A consciência racial, ela conta, vem de ter sido criada por pais que a incentivaram desde cedo a exaltar o fato de ser negra. A começar pelo seu nome, de origem iorubá, que significa “a beleza chegou em casa”. Essa criação foi fundamental para ter reagido, por exemplo, quando foi chamada de “macaca” pela professora na infância. “Fui direto para a sala da diretora e pedi para chamarem meus pais. A professora acabou transferida”, diz ela, que mora com a mãe em uma casa próxima à escola.
Enquanto não está em sala de aula, a professora ministra oficinas de línguas e costumes africanos. Essas matrizes culturais, inclusive, a inspiraram a criar um aplicativo em formato de game direcionado a crianças em idade de alfabetização que ensina palavras em idioma falado em Angola. “Percebia que elas ficam muito no celular com jogos que não acrescentam nada.”
É para crianças pequenas também que a professora organiza encontros para lhes contar histórias sobre figuras folclóricas africanas. As atividades incluem oficinas de culinária típica e artesanato.
Essas foram as formas que ela encontrou para evitar que as novas gerações sofressem como ela de falta de referência da cultura negra nas escolas. “Só fui ter contato com autores como Malcolm X e Toni Morrison aos 14 anos.”
As diversas formas de preconceito que conta ter vivido na infância e adolescência se prolongam na vida adulta e profissional. Quase sempre foi uma das únicas alunas negras nas escolas onde estudou e na faculdade e a situação se repete no ambiente profissional.
Ela conta que é comum perceber reações enviesadas quando se apresenta a turmas novas, formadas, em sua maioria, por estudantes brancos. “Penso nos negros que foram escravizados e resistiram e tento aguentar também.”
O ataque da semana passada não foi a primeira vez que ela foi vítima de injúria racial pelos próprios alunos. Em outra escola onde lecionava, por seguir o candomblé, ela foi dar aula um dia com roupas brancas. Um aluno fez uma foto dela e postou em uma rede social com a legenda: “Hoje vamos ter aula de vodu”.
Na ocasião, ela registrou boletim de ocorrência na polícia por intolerância religiosa e lembra que tentou reverter a situação “pelo diálogo informativo”. Dessa vez, a ida à delegacia foi incentivada pelos próprios estudantes. “Eles me pediram um posicionamento e queriam entender o que estava acontecendo”, disse a professora, que ganhou dos alunos um bolo de chocolate como uma forma de apoio.

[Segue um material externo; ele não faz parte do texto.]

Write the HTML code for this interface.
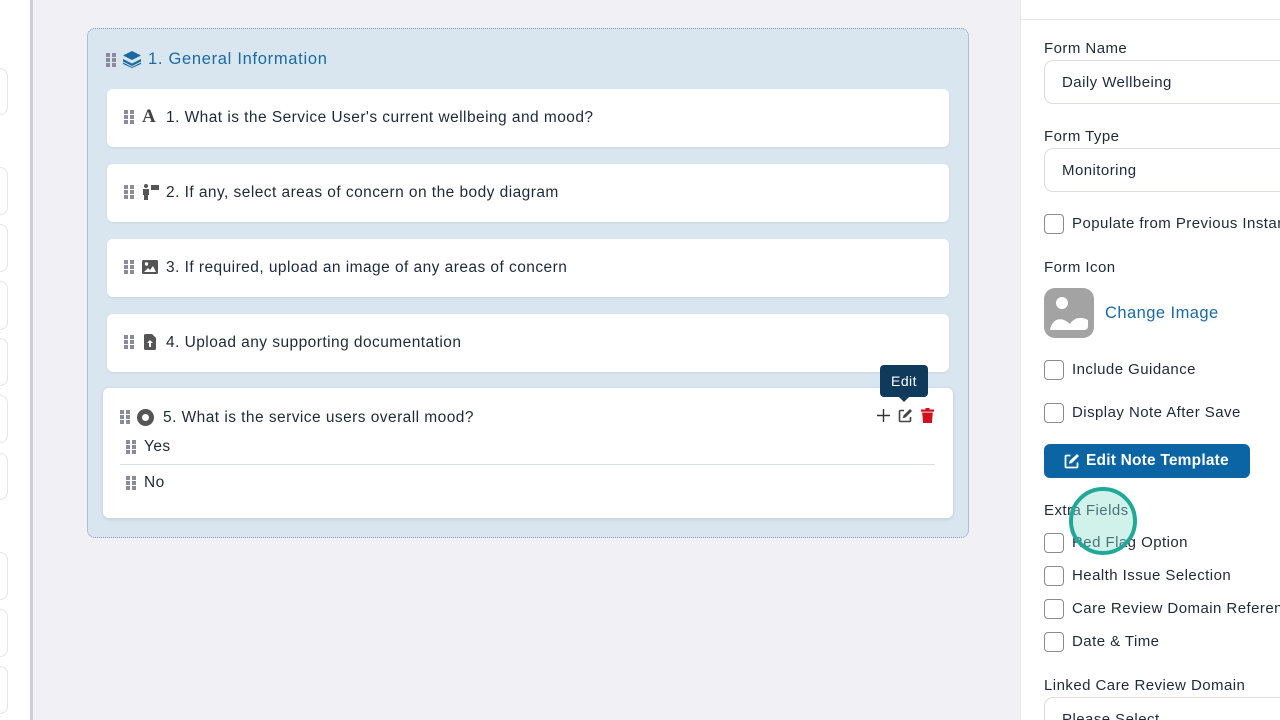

“O racismo está presente em nosso país, mas é velado. O véu cai quando surge uma pessoa que defende essas atitudes, e as pessoas se mostram realmente como são”, diz ela, em referência ao atual momento político do país e ao candidato a presidente Jair Bolsonaro (PSL), com histórico de declarações ligadas ao preconceito e à intolerância.
Ela conta que é comum enfrentar resistência diante da temática racista até mesmo de alunos negros. “O preconceito racial é sempre negado.”
No dia seguinte às agressões, alunos procuraram a coordenação da escola para apontar adolescentes de 16 e 17 anos como suspeitos. De acordo com a Polícia Civil, um deles confessou o envolvimento. Os pais foram chamados na escola para uma conversa. O crime foi registrado como injúria racial e está sendo investigado pela Delegacia de Crimes Raciais e Delitos de Intolerância.
A direção da escola decidiu suspender as aulas naquele dia para organizar rodas de discussão sobre racismo. Odara só foi entrar de novo na sala marcada pela agressão nesta quarta-feira (10), para aplicar uma prova. “Eu fingi que nada tinha acontecido e eles também. Sobrevivemos a 50 minutos dentro daquela sala.”
Odara lembra que desde o ano passado tem presenciado atitudes agressivas em sala com mais frequência, principalmente endereçadas a gays e mulheres. Diante disso, a professora diz que tem se reunido com outros docentes para traçar estratégias de enfrentamento. “A palavra empoderamento pode ter virado um clichê, mas é muito importante poder falar, denunciar e agir.”